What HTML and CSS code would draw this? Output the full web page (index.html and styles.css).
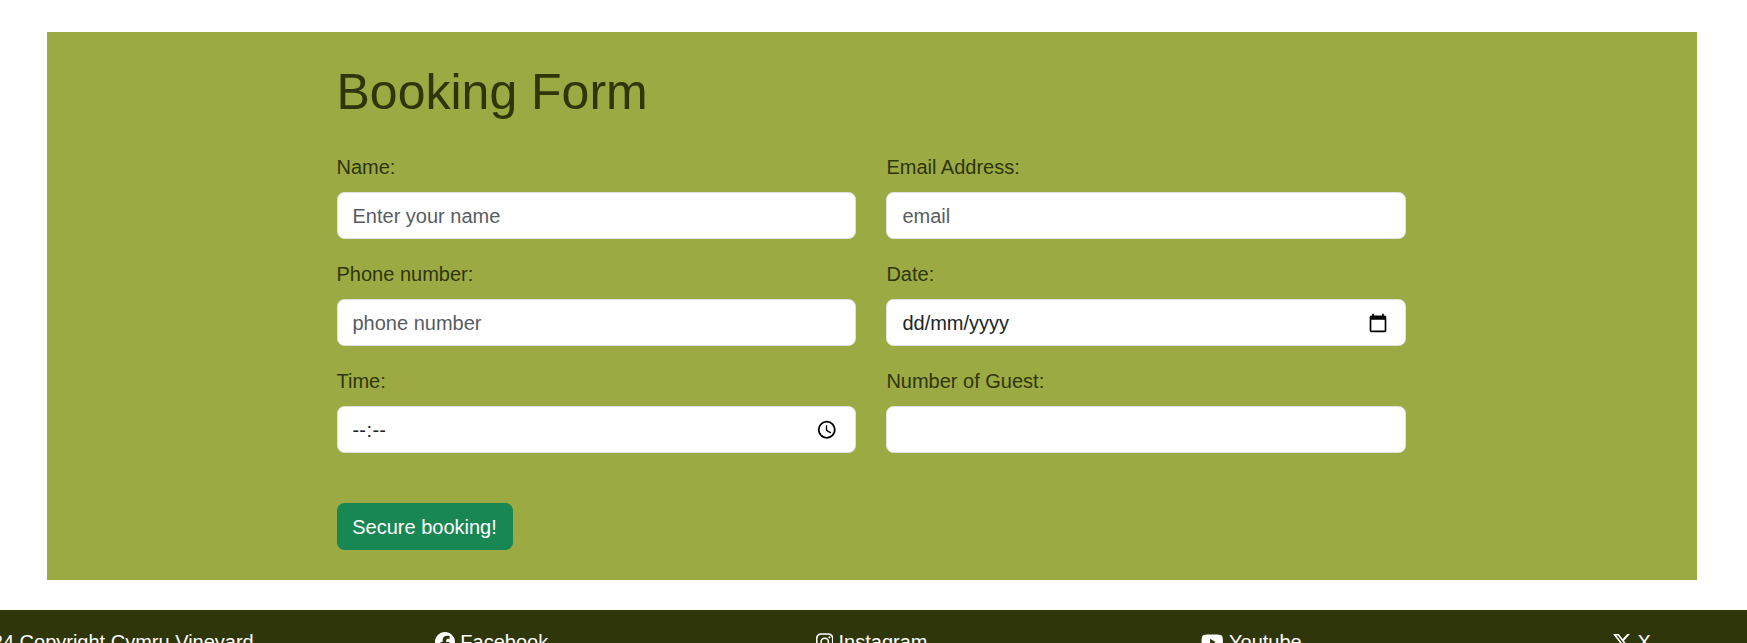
FILE: index.html
```html
<!DOCTYPE html>
<html lang="en">
<head>
<meta charset="utf-8">
<title>Booking Form</title>
<link rel="stylesheet" href="styles.css">
</head>
<body>
<main class="booking">
  <h1 class="title">Booking Form</h1>
  <form class="form">
    <div class="fields">
      <div class="field"><label class="label" for="name">Name:</label><input class="control" id="name" type="text" placeholder="Enter your name"></div>
      <div class="field"><label class="label" for="email">Email Address:</label><input class="control" id="email" type="email" placeholder="email"></div>
      <div class="field"><label class="label" for="phone">Phone number:</label><input class="control" id="phone" type="tel" placeholder="phone number"></div>
      <div class="field"><span class="label">Date:</span>
        <div class="control picker"><span>dd/mm/yyyy</span>
          <svg class="picker-icon" viewBox="0 0 24 24"><path d="M20 3h-1V1h-2v2H7V1H5v2H4c-1.100 0-2 .9-2 2v16c0 1.100.9 2 2 2h16c1.100 0 2-.9 2-2V5c0-1.100-.9-2-2-2zm0 18H4V8h16v13z"/></svg></div></div>
      <div class="field"><span class="label">Time:</span>
        <div class="control picker"><span class="time"><span>--</span><span>:</span><span>--</span></span>
          <svg class="picker-icon clock" viewBox="0 0 24 24"><path d="M12 2a10 10 0 1 0 0 20 10 10 0 0 0 0-20zm0 18a8 8 0 1 1 0-16 8 8 0 0 1 0 16zm.5-13H11v6l5.200 3.200.8-1.300-4.500-2.700z"/></svg></div></div>
      <div class="field"><label class="label" for="guests">Number of Guest:</label><input class="control" id="guests" type="text"></div>
    </div>
    <button class="submit" type="button">Secure booking!</button>
  </form>
</main>
<footer class="footer">
  <div class="footer-row">
    <span class="item copyright">© 2024 Copyright Cymru Vineyard</span>
    <span class="item"><svg class="icon" width="20" height="20" viewBox="0 0 512 512"><path d="M512 256C512 114.600 397.400 0 256 0S0 114.600 0 256c0 120 82.700 220.800 194.200 248.500V334.200h-52.800V256h52.800v-33.700c0-87.100 39.400-127.500 125-127.500 16.200 0 44.200 3.200 55.700 6.400V172c-6-.6-16.500-1-29.600-1-42 0-58.200 15.900-58.200 57.200V256h83.600l-14.400 78.200h-69.300v175.900C413.800 494.800 512 386.900 512 256z"/></svg> Facebook</span>
    <span class="item"><svg class="icon" width="17.5" height="20" viewBox="0 0 448 512"><path fill-rule="evenodd" d="M130 32h188c72 0 130 58 130 130v188c0 72-58 130-130 130H130C58 480 0 422 0 350V162C0 90 58 32 130 32zm4 40c-52 0-94 42-94 94v180c0 52 42 94 94 94h180c52 0 94-42 94-94V166c0-52-42-94-94-94zm90 69a115 115 0 1 1 0 230 115 115 0 0 1 0-230zm0 40a75 75 0 1 0 0 150 75 75 0 0 0 0-150zM343.500 110a27 27 0 1 1 0 54 27 27 0 0 1 0-54z"/></svg> Instagram</span>
    <span class="item"><svg class="icon" width="22.5" height="20" viewBox="0 0 576 512"><path d="M549.700 124.100c-6.300-23.700-24.800-42.300-48.300-48.600C458.800 64 288 64 288 64S117.200 64 74.600 75.500c-23.500 6.300-42 24.900-48.300 48.600C14.900 167 14.900 256.400 14.900 256.400s0 89.400 11.400 132.300c6.300 23.700 24.800 41.500 48.300 47.800C117.200 448 288 448 288 448s170.800 0 213.400-11.500c23.500-6.300 42-24.200 48.300-47.800 11.400-42.900 11.400-132.300 11.400-132.300s0-89.400-11.400-132.300zM232.100 337.600V175.200l142.700 81.200z"/></svg> Youtube</span>
    <span class="item"><svg class="icon" width="20" height="20" viewBox="0 0 512 512"><path d="M389.200 48h70.600L305.600 224.200 487 464H345L233.700 318.600 106.500 464H35.800L200.700 275.500 26.800 48H172.400L272.900 180.900zM364.400 421.800h39.100L151.100 88h-42z"/></svg> X</span>
  </div>
</footer>
</body>
</html>
```
FILE: styles.css
```css
* { box-sizing: border-box; }
html { overflow: hidden; }
body {
  display: flex;
  flex-direction: column;
  margin: 0;
  height: 643px;
  overflow: hidden;
  background: #fff;
  color: #2e360a;
  font: 20px/30px "Liberation Sans", Arial, sans-serif;
}
.booking {
  flex: none;
  width: 1650px;
  height: 548px;
  margin: 32px 0 30px 47px;
  padding: 30px 290px 30px 289.5px;
  background: #9caa43;
}
.title {
  margin: 0 0 30px;
  font-size: 50px;
  line-height: 60px;
  font-weight: 400;
}
.form { display: block; }
.fields {
  display: grid;
  grid-template-columns: 519px 519.8px;
  gap: 20px 30.9px;
}
.field {
  display: flex;
  flex-direction: column;
  gap: 10px;
}
.control {
  width: 100%;
  height: 47px;
  padding: 8px 15px 6px;
  border: 1px solid #dee2e6;
  border-radius: 7.5px;
  background: #fff;
  color: #212529;
  font: inherit;
}
.control::placeholder { color: #595c5f; opacity: 1; }
.picker {
  display: flex;
  align-items: center;
  justify-content: space-between;
  padding: 7px 15px;
}
.picker-icon {
  width: 20px;
  height: 20px;
  margin-right: 2px;
  fill: #000;
}
.clock {
  width: 21.5px;
  height: 21.5px;
  margin-right: 2.5px;
}
.time { display: flex; gap: 0.6px; }
.submit {
  display: block;
  width: 176px;
  height: 47px;
  margin-top: 50px;
  padding: 0;
  border: 0;
  border-radius: 7.5px;
  background: #198754;
  color: #fff;
  font: inherit;
}
.footer {
  flex: 1;
  min-height: 0;
  overflow: hidden;
  background: #2e360a;
  color: #fff;
}
.footer-row {
  display: grid;
  grid-template-columns: repeat(5, 380px);
  margin-left: -78.5px;
  padding-top: 17px;
}
.item { text-align: center; white-space: nowrap; }
.copyright { padding-right: 20px; }
.icon { fill: #fff; vertical-align: -2.5px; }
```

**WHAT THE TASK ASKS:** Report every line in the data above in which the word "styles" appears.

**COMPLETE RESPONSE:**
What HTML and CSS code would draw this? Output the full web page (index.html and styles.css).
<link rel="stylesheet" href="styles.css">
FILE: styles.css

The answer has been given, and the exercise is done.